Exercise description
Copy every line with the string "React" in it.

#### Data lines

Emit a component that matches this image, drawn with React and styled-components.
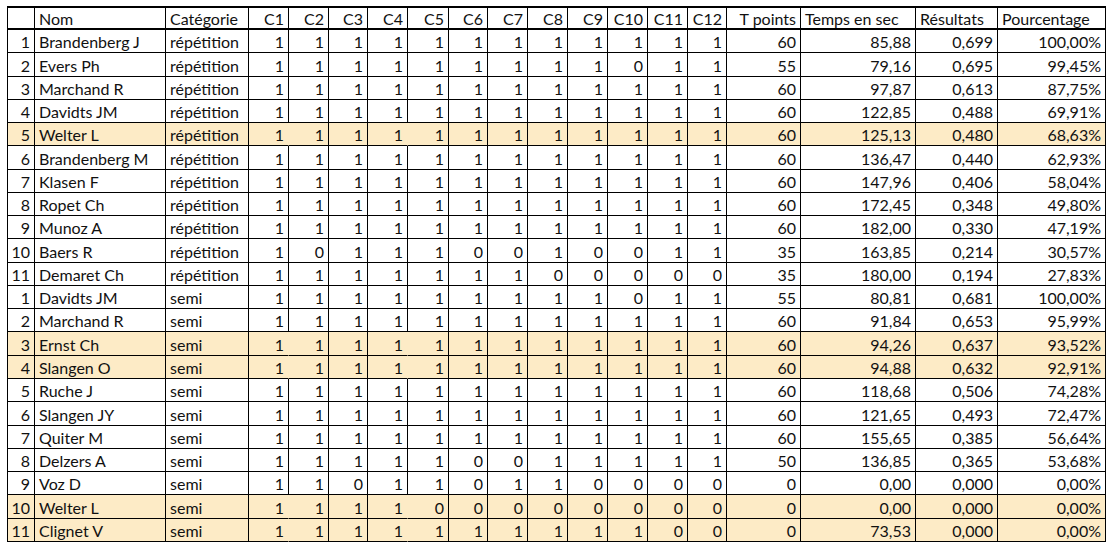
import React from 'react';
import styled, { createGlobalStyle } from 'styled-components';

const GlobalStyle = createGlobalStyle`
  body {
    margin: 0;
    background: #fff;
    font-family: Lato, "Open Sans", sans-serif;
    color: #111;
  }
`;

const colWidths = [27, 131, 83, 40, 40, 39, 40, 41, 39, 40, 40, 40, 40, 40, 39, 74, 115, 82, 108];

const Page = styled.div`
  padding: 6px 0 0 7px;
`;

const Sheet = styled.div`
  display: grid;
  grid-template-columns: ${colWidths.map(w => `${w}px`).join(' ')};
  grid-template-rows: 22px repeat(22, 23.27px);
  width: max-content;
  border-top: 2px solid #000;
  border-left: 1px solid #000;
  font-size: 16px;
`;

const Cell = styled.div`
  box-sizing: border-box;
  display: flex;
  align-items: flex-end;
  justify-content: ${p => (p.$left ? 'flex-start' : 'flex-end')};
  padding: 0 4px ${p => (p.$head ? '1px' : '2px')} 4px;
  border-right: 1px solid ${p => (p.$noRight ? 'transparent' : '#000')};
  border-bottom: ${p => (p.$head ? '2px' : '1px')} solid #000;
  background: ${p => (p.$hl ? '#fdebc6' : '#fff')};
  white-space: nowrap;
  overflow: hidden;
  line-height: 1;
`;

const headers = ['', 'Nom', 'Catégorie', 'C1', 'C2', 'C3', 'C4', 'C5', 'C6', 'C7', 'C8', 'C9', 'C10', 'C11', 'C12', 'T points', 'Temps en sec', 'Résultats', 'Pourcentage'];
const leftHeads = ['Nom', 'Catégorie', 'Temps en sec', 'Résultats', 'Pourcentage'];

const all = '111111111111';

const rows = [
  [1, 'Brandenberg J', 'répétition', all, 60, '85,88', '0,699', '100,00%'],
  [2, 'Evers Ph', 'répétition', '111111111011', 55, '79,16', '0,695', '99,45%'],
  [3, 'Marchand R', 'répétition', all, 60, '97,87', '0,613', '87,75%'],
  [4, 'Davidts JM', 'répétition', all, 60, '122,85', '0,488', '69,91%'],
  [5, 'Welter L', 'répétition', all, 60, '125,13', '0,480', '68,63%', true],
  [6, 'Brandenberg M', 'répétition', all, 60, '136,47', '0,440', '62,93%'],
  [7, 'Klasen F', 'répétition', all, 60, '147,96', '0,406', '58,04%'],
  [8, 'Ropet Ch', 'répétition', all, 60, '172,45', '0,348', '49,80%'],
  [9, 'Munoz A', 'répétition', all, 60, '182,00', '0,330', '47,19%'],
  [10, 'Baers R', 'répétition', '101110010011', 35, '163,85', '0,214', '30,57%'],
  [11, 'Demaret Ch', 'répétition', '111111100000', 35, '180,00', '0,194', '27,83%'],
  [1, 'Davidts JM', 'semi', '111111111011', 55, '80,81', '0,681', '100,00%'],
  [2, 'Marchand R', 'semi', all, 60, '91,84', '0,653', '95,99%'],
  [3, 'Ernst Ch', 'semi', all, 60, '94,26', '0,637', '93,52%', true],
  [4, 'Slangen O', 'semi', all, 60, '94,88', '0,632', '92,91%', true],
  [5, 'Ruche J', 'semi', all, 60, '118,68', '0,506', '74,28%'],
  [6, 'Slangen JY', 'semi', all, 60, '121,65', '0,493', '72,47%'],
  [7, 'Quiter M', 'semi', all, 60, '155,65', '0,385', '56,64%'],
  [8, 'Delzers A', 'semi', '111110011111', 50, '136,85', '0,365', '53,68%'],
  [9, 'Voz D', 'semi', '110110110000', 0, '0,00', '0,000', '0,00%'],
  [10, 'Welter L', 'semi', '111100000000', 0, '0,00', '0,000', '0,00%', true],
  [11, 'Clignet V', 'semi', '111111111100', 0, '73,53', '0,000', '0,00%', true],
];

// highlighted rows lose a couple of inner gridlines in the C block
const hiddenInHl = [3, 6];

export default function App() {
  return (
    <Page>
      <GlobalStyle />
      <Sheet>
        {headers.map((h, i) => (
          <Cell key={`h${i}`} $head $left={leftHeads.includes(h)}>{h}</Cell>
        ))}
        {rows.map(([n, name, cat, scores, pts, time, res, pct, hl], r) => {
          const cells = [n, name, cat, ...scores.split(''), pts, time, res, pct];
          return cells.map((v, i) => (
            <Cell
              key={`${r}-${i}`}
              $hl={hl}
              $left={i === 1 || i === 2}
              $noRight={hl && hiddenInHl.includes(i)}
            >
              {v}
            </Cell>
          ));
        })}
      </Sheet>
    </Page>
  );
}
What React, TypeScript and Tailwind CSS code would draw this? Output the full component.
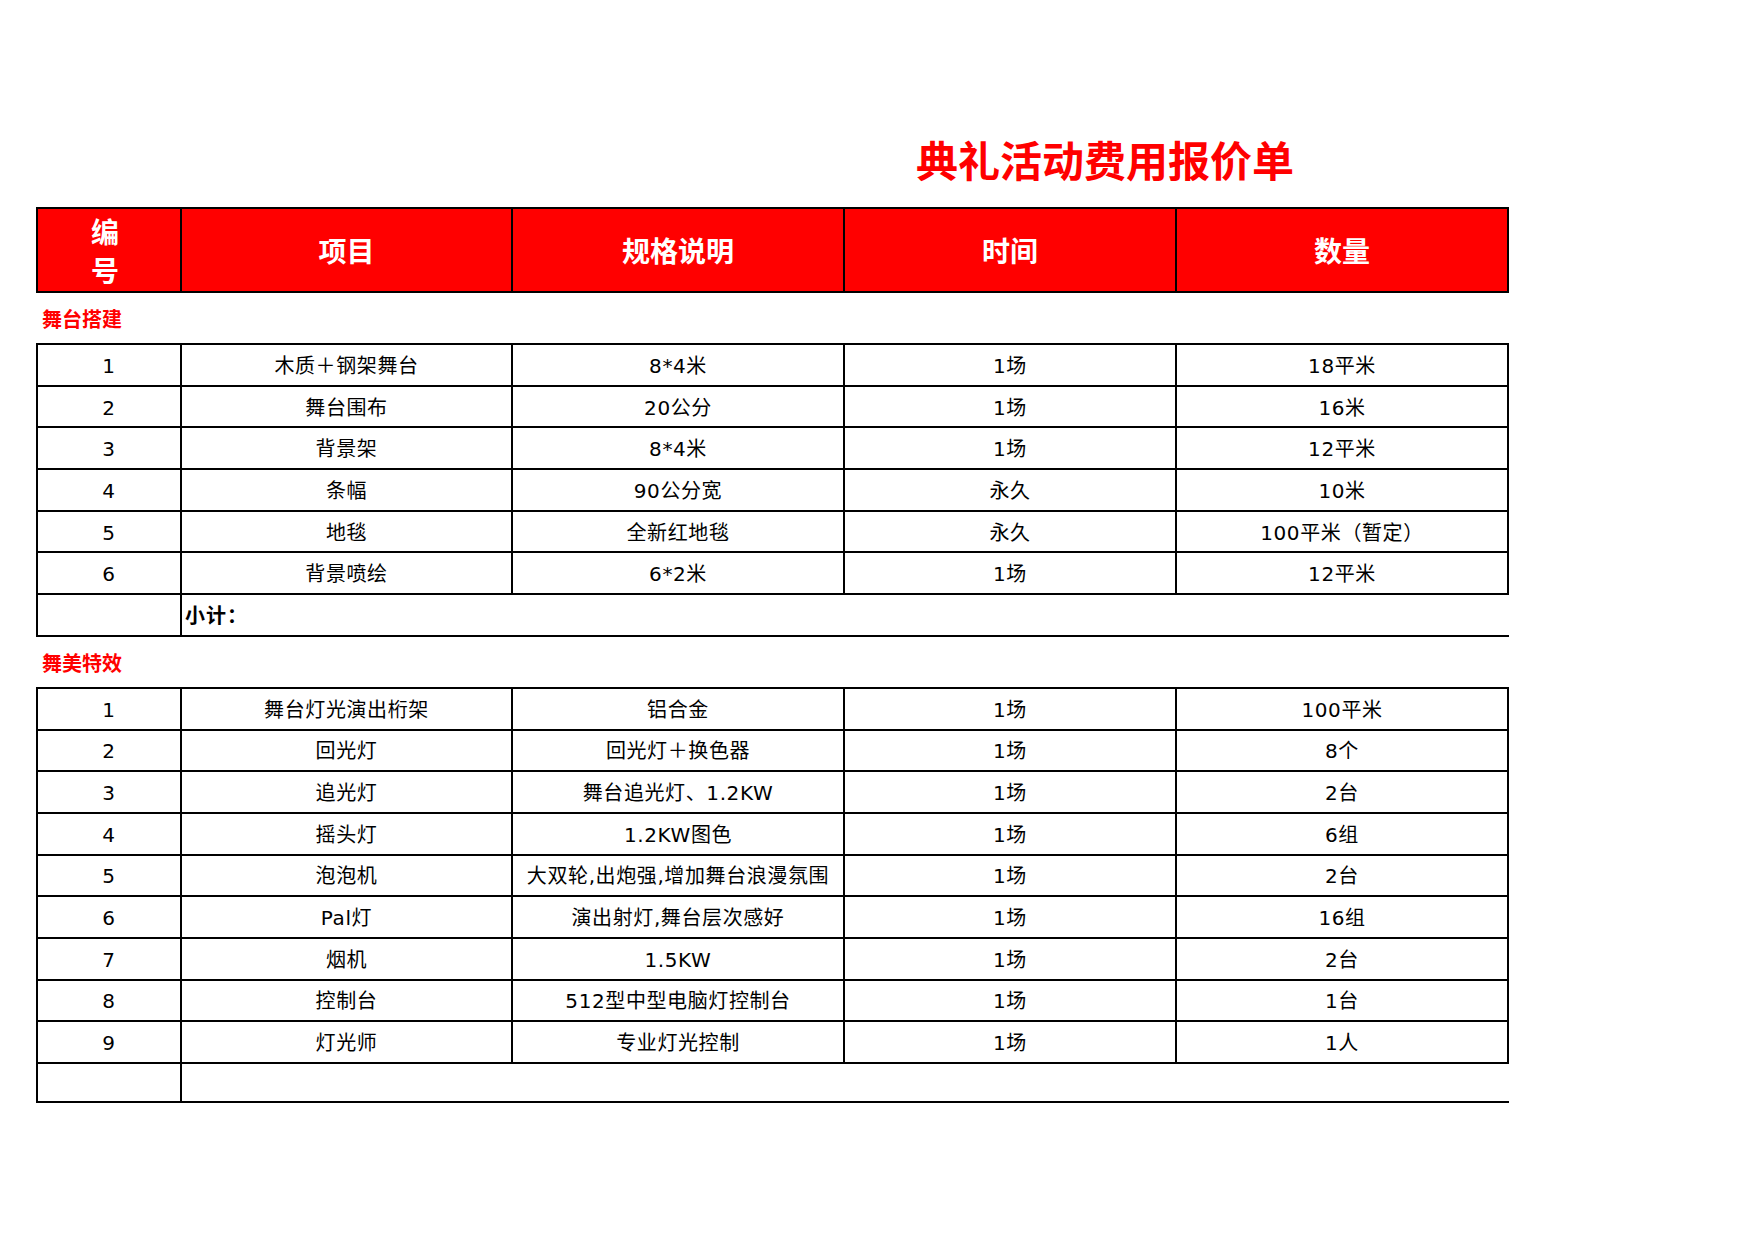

########

The answer
Emit a component that matches this image, drawn with React and styled-components.
import React from 'react';
What React, TypeScript and Tailwind CSS code would draw this? Output the full component.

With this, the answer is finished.